Of all the things to do, a visit to The Tortuguero National Park is an absolute must. It is an incredible park containing high rainforests to marshy lands, long stretches of beach, and wide open canals. It is also one of the most important breeding grounds for the Green Sea Turtle. Wildlife here is abundant, including but not limited too many types of monkeys, birds, crocodiles, and of course fish such as Tarpon. An incredible experience is to visit the nesting beaches at night with a guide and watch the turtles laying eggs or eggs hatching. Rent a canoe or Kayak and go down the canal where you?ll be able to spot all kinds of wildlife. If you are seeking more adventure, there is plenty of it, how about fishing, ziplining or check out the suspension bridges.

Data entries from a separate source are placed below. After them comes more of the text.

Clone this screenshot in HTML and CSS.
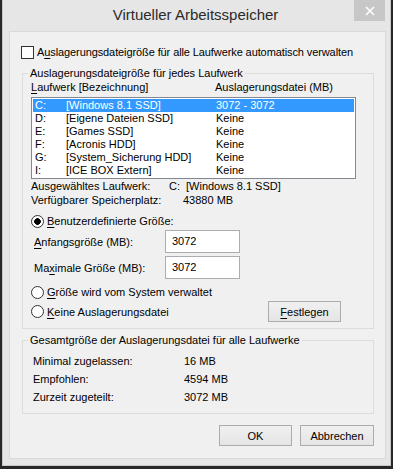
FILE: index.html
```html
<!DOCTYPE html>
<html lang="de">
<head>
<meta charset="utf-8">
<title>Virtueller Arbeitsspeicher</title>
<link rel="stylesheet" href="styles.css">
</head>
<body>
<div class="window">
  <div class="titlebar">
    <div class="title">Virtueller Arbeitsspeicher</div>
    <div class="close"><svg width="10" height="10" viewBox="0 0 10 10"><path d="M1 1 L9 9 M9 1 L1 9" stroke="#fff" stroke-width="1.6"/></svg></div>
  </div>
  <div class="client">
    <div class="autorow"><span class="check"></span><span>A<u>u</u>slagerungsdateigröße für alle Laufwerke automatisch verwalten</span></div>

    <div class="group g1">
      <div class="legend">Auslagerungsdateigröße für jedes Laufwerk</div>
      <div class="listhead"><span class="c1"><u>L</u>aufwerk [Bezeichnung]</span><span>Auslagerungsdatei (MB)</span></div>
      <div class="listbox">
        <div class="row sel"><span class="drv">C:</span><span class="lbl">[Windows 8.1 SSD]</span><span>3072 - 3072</span></div>
        <div class="row"><span class="drv">D:</span><span class="lbl">[Eigene Dateien SSD]</span><span>Keine</span></div>
        <div class="row"><span class="drv">E:</span><span class="lbl">[Games SSD]</span><span>Keine</span></div>
        <div class="row"><span class="drv">F:</span><span class="lbl">[Acronis HDD]</span><span>Keine</span></div>
        <div class="row"><span class="drv">G:</span><span class="lbl">[System_Sicherung HDD]</span><span>Keine</span></div>
        <div class="row"><span class="drv">I:</span><span class="lbl">[ICE BOX Extern]</span><span>Keine</span></div>
      </div>
      <div class="info"><span class="ilbl">Ausgewähltes Laufwerk:</span><span class="ic">C:</span><span>[Windows 8.1 SSD]</span></div>
      <div class="info"><span class="ilbl">Verfügbarer Speicherplatz:</span><span class="iv">43880 MB</span></div>
      <div class="radiorow first"><span class="radio on"></span><span><u>B</u>enutzerdefinierte Größe:</span></div>
      <div class="fieldrow"><span class="flbl"><u>A</u>nfangsgröße (MB):</span><span class="input">3072</span></div>
      <div class="fieldrow second"><span class="flbl">Ma<u>x</u>imale Größe (MB):</span><span class="input">3072</span></div>
      <div class="radiorow sys"><span class="radio"></span><span><u>G</u>röße wird vom System verwaltet</span></div>
      <div class="lastrow">
        <div class="radiorow none"><span class="radio"></span><span><u>K</u>eine Auslagerungsdatei</span></div>
        <div class="btn set"><u>F</u>estlegen</div>
      </div>
    </div>

    <div class="group g2">
      <div class="legend">Gesamtgröße der Auslagerungsdatei für alle Laufwerke</div>
      <div class="total first"><span class="tl">Minimal zugelassen:</span><span>16 MB</span></div>
      <div class="total"><span class="tl">Empfohlen:</span><span>4594 MB</span></div>
      <div class="total"><span class="tl">Zurzeit zugeteilt:</span><span>3072 MB</span></div>
    </div>

    <div class="buttons">
      <div class="btn ok">OK</div>
      <div class="btn cancel">Abbrechen</div>
    </div>
  </div>
</div>
</body>
</html>
```

FILE: styles.css
```css
html, body {
  margin: 0;
  padding: 0;
}
body {
  width: 393px;
  height: 469px;
  overflow: hidden;
  background: #282828;
  font-family: "Liberation Sans", Arial, sans-serif;
  font-size: 11px;
  color: #000;
  white-space: nowrap;
}
u { text-decoration: underline; text-underline-offset: 2px; }

.window {
  margin-left: 2px;
  width: 389px;
  height: 466px;
  background: #e6e6e6;
  box-sizing: border-box;
  border-left: 1px solid #c8c8c8;
  border-right: 1px solid #c8c8c8;
  border-bottom: 1px solid #c8c8c8;
  display: flex;
  flex-direction: column;
}
.titlebar {
  height: 31px;
  position: relative;
  flex: none;
}
.title {
  text-align: center;
  font-size: 15px;
  line-height: 30px;
  color: #2b2b2b;
  padding-right: 2px;
}
.close {
  position: absolute;
  top: 0;
  right: 5px;
  width: 31px;
  height: 21px;
  background: #c7c7c7;
  display: flex;
  align-items: center;
  justify-content: center;
}
.client {
  margin-left: 6px;
  width: 377px;
  box-sizing: border-box;
  border: 1px solid #d9d9d9;
  background: #f0f0f0;
  padding-bottom: 12px;
}

.autorow {
  display: flex;
  align-items: center;
  gap: 3px;
  height: 14px;
  margin: 13px 0 0 11px;
  line-height: 14px;
}
.autorow span:last-child { letter-spacing: -0.1px; }
.check {
  width: 13px;
  height: 13px;
  box-sizing: border-box;
  border: 1px solid #333;
  background: #fff;
  flex: none;
}

.group {
  margin-left: 12px;
  width: 352px;
  box-sizing: border-box;
  border: 1px solid #dcdcdc;
}
.g1 { margin-top: 14px; padding-bottom: 6px; }
.g2 { margin-top: 11px; padding-bottom: 7px; }
.legend {
  margin: -8px 0 0 5px;
  padding: 0 2px;
  width: fit-content;
  background: #f0f0f0;
  line-height: 14px;
}

.listhead {
  display: flex;
  line-height: 14px;
  padding-left: 8px;
}
.listhead .c1 { width: 184px; }

.listbox {
  margin: 3px 0 0 8px;
  width: 325px;
  height: 82px;
  box-sizing: border-box;
  border: 1px solid #828790;
  background: #fff;
  padding: 1px;
}
.row {
  display: flex;
  height: 13px;
  line-height: 13px;
  padding-left: 2px;
}
.row.sel { background: #3399ff; color: #fff; }
.row .drv { width: 31px; }
.row .lbl { width: 150px; }

.info {
  display: flex;
  line-height: 14px;
  padding-left: 8px;
}
.info .ilbl { width: 138px; }
.info .ic { width: 17px; }
.info .iv { padding-left: 14px; }

.radiorow {
  display: flex;
  align-items: center;
  gap: 3px;
  line-height: 14px;
  padding-left: 8px;
}
.radiorow.first { margin-top: 7px; }
.radiorow.sys { margin-top: 6px; }
.radio {
  width: 13px;
  height: 13px;
  box-sizing: border-box;
  border-radius: 50%;
  border: 1px solid #333;
  background: #fff;
  flex: none;
}
.radio.on {
  background: radial-gradient(circle, #000 0 3px, #fff 3.6px);
}

.fieldrow {
  display: flex;
  align-items: center;
  margin-top: 2px;
  padding-left: 11px;
  height: 23px;
}
.fieldrow.second { margin-top: 3px; }
.flbl { width: 131px; }
.input {
  width: 75px;
  height: 23px;
  box-sizing: border-box;
  border: 1px solid #abadb3;
  background: #fff;
  padding-left: 6px;
  line-height: 20px;
}

.lastrow {
  display: flex;
  align-items: center;
  justify-content: space-between;
  margin-top: 2px;
  padding-right: 32px;
  height: 21px;
}
.radiorow.none { padding-left: 8px; }

.btn {
  height: 21px;
  box-sizing: border-box;
  border: 1px solid #acacac;
  background: linear-gradient(#f0f0f0, #e5e5e5);
  display: flex;
  align-items: center;
  justify-content: center;
}
.btn.set { width: 73px; }
.btn.ok { width: 73px; }
.btn.cancel { width: 74px; }

.total {
  display: flex;
  height: 18px;
  line-height: 18px;
  padding-left: 10px;
}
.total.first { margin-top: 5px; }
.total .tl { width: 151px; }

.buttons {
  display: flex;
  justify-content: flex-end;
  gap: 8px;
  margin-top: 11px;
  padding-right: 11px;
}
```
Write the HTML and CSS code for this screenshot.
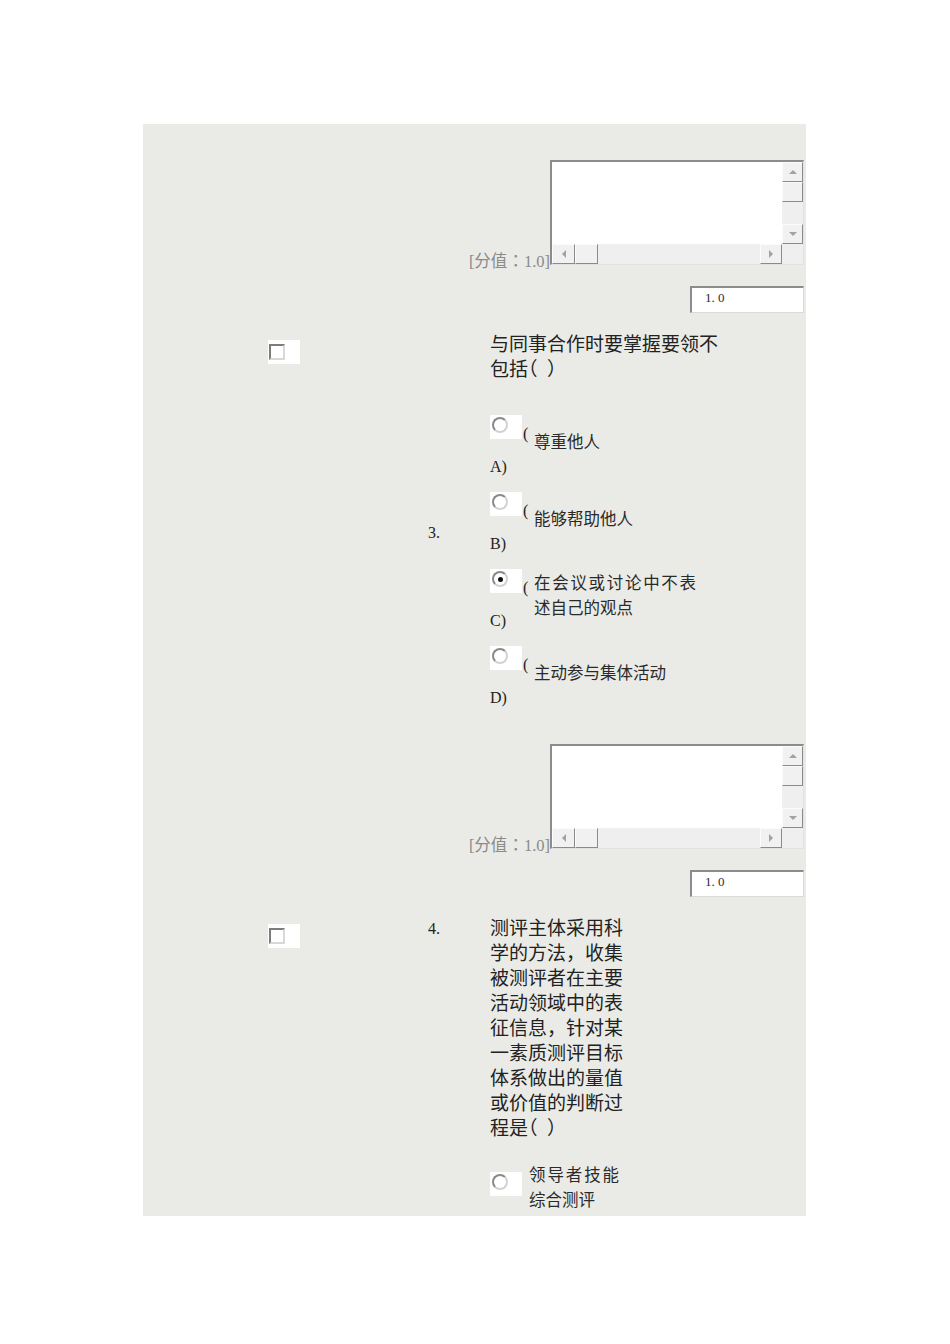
FILE: index.html
```html
<!DOCTYPE html>
<html lang="zh-CN">
<head>
<meta charset="utf-8">
<title>测评</title>
<link rel="stylesheet" href="styles.css">
</head>
<body>
<div class="page">
  <div class="panel">
    <div class="score first">
      <span class="score-label">[分值<span class="tc" lang="zh-TW">：</span>1.0]</span>
      <div class="ta">
        <div class="ta-main">
          <div class="ta-text"></div>
          <div class="vbar">
            <div class="sbtn"><i class="tri tri-up"></i></div>
            <div class="sthumb"></div>
            <div class="strack"></div>
            <div class="sbtn"><i class="tri tri-down"></i></div>
          </div>
        </div>
        <div class="hrow">
          <div class="hbar">
            <div class="sbtn bl"><i class="tri tri-left"></i></div>
            <div class="sthumb"></div>
            <div class="strack"></div>
            <div class="sbtn br"><i class="tri tri-right"></i></div>
          </div>
          <div class="corner"></div>
        </div>
      </div>
    </div>
    <div class="val-row"><div class="val">1. 0</div></div>

    <div class="q q3">
      <div class="q-check"><span class="cbox"><span class="cb"></span></span></div>
      <div class="q-num mid">3.</div>
      <div class="q-body">
        <div class="q-text">与同事合作时要掌握要领不包括<span class="lp">（</span>）</div>
        <div class="opts">
          <div class="opt">
            <div class="opt-key">
              <div class="opt-top"><span class="rbox"><span class="radio"></span></span><span class="paren">(</span></div>
              <div class="letter">A)</div>
            </div>
            <div class="opt-text">尊重他人</div>
          </div>
          <div class="opt">
            <div class="opt-key">
              <div class="opt-top"><span class="rbox"><span class="radio"></span></span><span class="paren">(</span></div>
              <div class="letter">B)</div>
            </div>
            <div class="opt-text">能够帮助他人</div>
          </div>
          <div class="opt">
            <div class="opt-key">
              <div class="opt-top"><span class="rbox"><span class="radio on"></span></span><span class="paren">(</span></div>
              <div class="letter">C)</div>
            </div>
            <div class="opt-text">在会议或讨论中不表述自己的观点</div>
          </div>
          <div class="opt">
            <div class="opt-key">
              <div class="opt-top"><span class="rbox"><span class="radio"></span></span><span class="paren">(</span></div>
              <div class="letter">D)</div>
            </div>
            <div class="opt-text">主动参与集体活动</div>
          </div>
        </div>
      </div>
    </div>

    <div class="score second">
      <span class="score-label">[分值<span class="tc" lang="zh-TW">：</span>1.0]</span>
      <div class="ta">
        <div class="ta-main">
          <div class="ta-text"></div>
          <div class="vbar">
            <div class="sbtn"><i class="tri tri-up"></i></div>
            <div class="sthumb"></div>
            <div class="strack"></div>
            <div class="sbtn"><i class="tri tri-down"></i></div>
          </div>
        </div>
        <div class="hrow">
          <div class="hbar">
            <div class="sbtn bl"><i class="tri tri-left"></i></div>
            <div class="sthumb"></div>
            <div class="strack"></div>
            <div class="sbtn br"><i class="tri tri-right"></i></div>
          </div>
          <div class="corner"></div>
        </div>
      </div>
    </div>
    <div class="val-row"><div class="val">1. 0</div></div>

    <div class="q q4">
      <div class="q-check"><span class="cbox"><span class="cb"></span></span></div>
      <div class="q-num">4.</div>
      <div class="q-body">
        <div class="q-text">测评主体采用科学的方法，收集被测评者在主要活动领域中的表征信息，针对某一素质测评目标体系做出的量值或价值的判断过程是<span class="lp">（</span>）</div>
        <div class="opt4">
          <span class="rbox"><span class="radio"></span></span>
          <div class="opt-text">领导者技能综合测评</div>
        </div>
      </div>
    </div>
  </div>
</div>
</body>
</html>
```

FILE: styles.css
```css
* { box-sizing: border-box; }
html, body { margin: 0; padding: 0; background: #ffffff; }
body {
  font-family: "Liberation Serif", "Noto Sans CJK SC", serif;
  color: #222222;
  text-spacing-trim: space-all;
}
.tc { font-family: "Noto Sans CJK TC", sans-serif; }
.lp { font-feature-settings: "halt" 1; margin-right: 0.5em; }
.page { padding: 124px 0 0 143px; }
.panel {
  width: 663px;
  height: 1092px;
  overflow: hidden;
  background: #eaebe6;
}

/* score + textarea */
.score {
  display: flex;
  justify-content: flex-end;
  align-items: flex-end;
  padding-right: 2px;
}
.score.first { margin-top: 36px; }
.score.second { margin-top: 10px; }
.score-label {
  font-size: 16.5px;
  line-height: 20px;
  color: #8a8a8a;
  white-space: nowrap;
  margin-bottom: -7px;
}
.ta {
  width: 254px;
  height: 105px;
  background: #ffffff;
  border-style: solid;
  border-width: 2px 1px 1px 2px;
  border-color: #8c8c8c #e2e2e2 #e2e2e2 #8c8c8c;
  display: flex;
  flex-direction: column;
}
.ta-main { flex: 1; display: flex; }
.ta-text { flex: 1; }
.vbar {
  width: 21px;
  display: flex;
  flex-direction: column;
  background: #efefef;
}
.hrow { height: 20px; display: flex; }
.hbar { flex: 1; display: flex; background: #efefef; }
.corner { width: 21px; background: #efefef; }
.sbtn, .sthumb {
  background: #f1f1f1;
  border: 1px solid;
  border-color: #fcfcfc #8a8a8a #8a8a8a #fcfcfc;
  display: flex;
  align-items: center;
  justify-content: center;
  flex: none;
}
.vbar .sbtn, .vbar .sthumb { height: 20px; }
.strack { flex: 1; }
.hbar .sbtn, .hbar .sthumb { width: 23px; }
.hbar .sbtn.br { width: 22px; }
.tri { display: block; width: 0; height: 0; border: 4px solid transparent; }
.tri-up { border-top-width: 0; border-bottom-color: #a2a2a2; }
.tri-down { border-bottom-width: 0; border-top-color: #a2a2a2; }
.tri-left { border-left-width: 0; border-right-color: #a2a2a2; }
.tri-right { border-right-width: 0; border-left-color: #a2a2a2; }

/* value box */
.val-row {
  display: flex;
  justify-content: flex-end;
  padding-right: 2px;
  margin-top: 21px;
}
.val {
  width: 114px;
  height: 27px;
  background: #ffffff;
  border-style: solid;
  border-width: 2px 1px 1px 2px;
  border-color: #8c8c8c #dadada #dadada #8c8c8c;
  font-size: 13px;
  line-height: 20px;
  padding-left: 13px;
  color: #2a2a2a;
  white-space: pre;
}

/* question rows */
.q { display: flex; margin-top: 19px; }
.q-check { width: 160px; margin-left: 125px; padding-top: 8px; flex: none; }
.cbox {
  display: block;
  width: 32px;
  height: 24px;
  background: #ffffff;
  padding: 4px 0 0 1px;
}
.cb {
  display: block;
  width: 16px;
  height: 16px;
  border: 2px solid;
  border-color: #7c7c7c #d8d8d8 #d8d8d8 #7c7c7c;
  background: #ffffff;
}
.q-num { width: 62px; flex: none; font-size: 16px; line-height: 25px; }
.q-num.mid { align-self: center; line-height: 20px; }
.q3 .q-body { padding-bottom: 24px; }
.q-text { font-size: 19px; line-height: 25px; color: #222222; }
.q3 .q-text { width: 232px; }
.q4 .q-text { width: 140px; }

.opts { display: flex; flex-direction: column; gap: 13px; margin-top: 33px; }
.opt { display: flex; }
.opt-key { width: 44px; flex: none; }
.opt-top { display: flex; align-items: flex-end; }
.rbox {
  display: block;
  width: 32px;
  height: 24px;
  background: #ffffff;
  padding: 2px 0 0 2px;
  flex: none;
}
.radio {
  display: flex;
  align-items: center;
  justify-content: center;
  width: 16px;
  height: 16px;
  border-radius: 50%;
  border: 2px solid;
  border-color: #8a8a8a #d2d2d2 #d2d2d2 #8a8a8a;
  background: #ffffff;
}
.radio.on::after {
  content: "";
  width: 5px;
  height: 5px;
  border-radius: 50%;
  background: #111111;
}
.paren { font-size: 16px; line-height: 16px; margin: 0 0 -3px 1px; }
.letter { font-size: 16px; line-height: 25px; margin-top: 15px; }
.opt-text {
  font-size: 16.5px;
  line-height: 25px;
  color: #2a2a2a;
  text-align: justify;
}
.opt .opt-text { align-self: center; margin-bottom: 10px; width: 162px; }

.opt4 { display: flex; align-items: flex-start; margin-top: 22px; }
.opt4 .rbox { margin-top: 9px; }
.opt4 .opt-text { width: 90px; margin-left: 7px; }
```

Tortuguero is located along the northeatern coast of Costa Rica. The GPS coordinates are approximately 10°32′28″N 83°30′08″W.

Unlike other parts of the country it is important to remember that it rains here for most days of the year. The weather tends to improve slightly from December to April, which is Costa Rica’s dry season. However, this does not mean that it stops raining. The rainfall just eases up. Keeping this in mind, pack accordingly. That means the right raingear, waterproof hiking boots and sneakers, long and short sleeve pants and shirt. Whatever you do, don’t forget your camera (waterproof if possible), binoculars, and batteries.

Remember, transportation to this region is very limited and one can only reach these areas by boat or a small plane. Keep in mind there will be a fee to get in the National Park. These fees change from time to time but are usually reasonable. Without doubt, if you can, always take the opportunity for the service of a guide. This will be money well spent.